Ms. Smith, a kindergarten teacher at the Air Force base, about 100 miles north of Los Angeles, was among several relatives of the deceased crew members who posted about their losses online or spoke publicly on Tuesday. Air Force officials said the crew included both members of the military and civilians, and Boeing said two people were its employees. Names were not expected to be formally released until Wednesday under the Air Force’s family notification policy.

Survivors wept on Tuesday as they spoke of the lives lost and the contributions of their loved ones.

Ross Middleton described his brother Miles Middleton, a 50-year-old Air Force veteran and pilot for Boeing who lived near the air base with his wife and two children, as “talented in everything.”

“He was a big brother. He was a father. He was an animal lover. He was a musician. He played viola in the Tehachapi Symphony Orchestra,” said Mr. Middleton, 47, of Aurora, Colo., fighting back tears.

Brianna Estrella, the wife of Lt. Col. Gabriel Estrella, a weapons systems officer at the base, said the loss of her husband had been crushing.

In a social media post mourning his death, she wrote that he “woke up every day excited to go to work” and had been looking forward to Monday’s test flight. “He told me, ‘It’s a once in a lifetime flight, babe.’”

Made by Boeing, the B-52 is both the backbone of the modern Air Force bomber fleet and a relic from a lost era. The jet was designed in the 1940s and entered service in 1955. The Air Force now flies only the newest version — built in 1962.

During the Cold War, the B-52 played a major role in the Pentagon’s so-called nuclear triad, made up of bombers, intercontinental ballistic missiles and submarine-launched ballistic missiles armed with nuclear weapons.

The planes were workhorses during the Vietnam War, carrying up to 60,000 pounds of munitions apiece. The B-52 saw combat again during the 1991 Persian Gulf war and in the war in Afghanistan after the Sept. 11, 2001, terror attacks.

But the military has struggled to keep them in flying condition.
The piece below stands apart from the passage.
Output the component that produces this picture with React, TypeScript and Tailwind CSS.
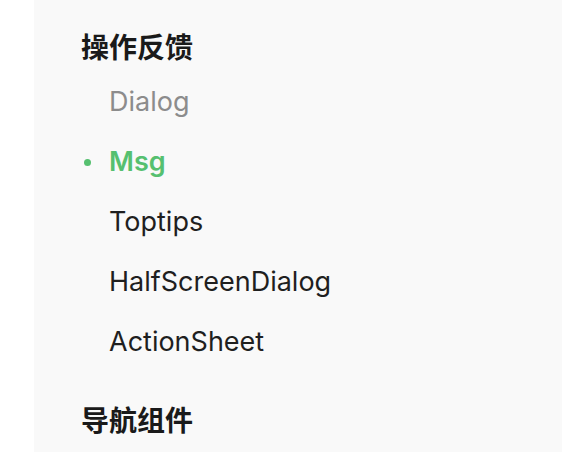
export default function App() {
  const groups = [
    {
      title: "操作反馈",
      items: ["Dialog", "Msg", "Toptips", "HalfScreenDialog", "ActionSheet"],
    },
    { title: "导航组件", items: [] as string[] },
  ];
  const active = "Msg";
  const visited = ["Dialog"];

  return (
    <div
      className="flex h-[452px] w-[562px] overflow-hidden bg-[#f9f9f9]"
      style={{ fontFamily: 'Inter, "Noto Sans CJK SC", sans-serif' }}
    >
      {/* left page edge */}
      <div className="w-[34px] shrink-0 bg-white" />
      <div className="flex-1 pl-[47px] pt-[30px]">
        {groups.map((g) => (
          <div key={g.title} className="mb-[31px]">
            <h2 className="h-[36px] text-[28px] leading-[36px] font-semibold text-[#1a1a1a]">{g.title}</h2>
            <ul className="mt-[6px]">
              {g.items.map((item) => {
                const isActive = item === active;
                const isVisited = visited.includes(item);
                return (
                  <li key={item} className="relative flex h-[60px] items-center pl-[28px] text-[27px]">
                    {isActive && (
                      <span className="absolute left-[3px] top-[27px] h-[7px] w-[7px] rounded-full bg-[#56c070]" />
                    )}
                    <span
                      className={
                        isActive
                          ? "font-semibold text-[#56c070]"
                          : isVisited
                            ? "text-[#8c8c8c]"
                            : "text-[#1f1f1f]"
                      }
                    >
                      {item}
                    </span>
                  </li>
                );
              })}
            </ul>
          </div>
        ))}
      </div>
    </div>
  );
}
In April, Gen. Stephen L. Davis, commander of the Air Force Global Strike Command, told the Senate that the Air Force was having difficulty procuring spare parts, forcing mechanics to cannibalize parts from other planes.

As of 2025, the Air Force was operating 58 B-52s, out of a fleet of 76.

In these flying fossils, the innards are antiquated and analog. There are banks of dancing dials and aluminum levers. The controls connect to the wing flaps through yards of cable and pulleys. There is a port in the ceiling where the crew can navigate by starlight using a sextant.

When a New York Times reporter flew in one 11 years ago to mark the 60th anniversary of the B-52, the plane’s age was already showing. After sitting in the rain on the runway, the jet — nicknamed “the BUFF,” an acronym for “Big Ugly Fat Fella” in its most polite iteration — had puddles in the cockpit. An engine refused to start.

In mid-flight over the Great Plains, the electrical system went out for several minutes. “This is really the full ‘BUFF’ experience,” the co-pilot said to the reporter with a chuckle as they tried to get the jet running again.

Despite such issues, the B-52 remains remarkably safe and reliable compared to newer jets. Its simple design and eight engines usually allow it to keep flying, even if something goes wrong.

In the last 10 years, the B-52 had a rate of severe accidents that was a fraction of the figure for most other bombers and fighters, according to Air Force safety statistics. The simple design also means that, while more sophisticated modern bombers are often in the shop, B-52s are generally mission-ready.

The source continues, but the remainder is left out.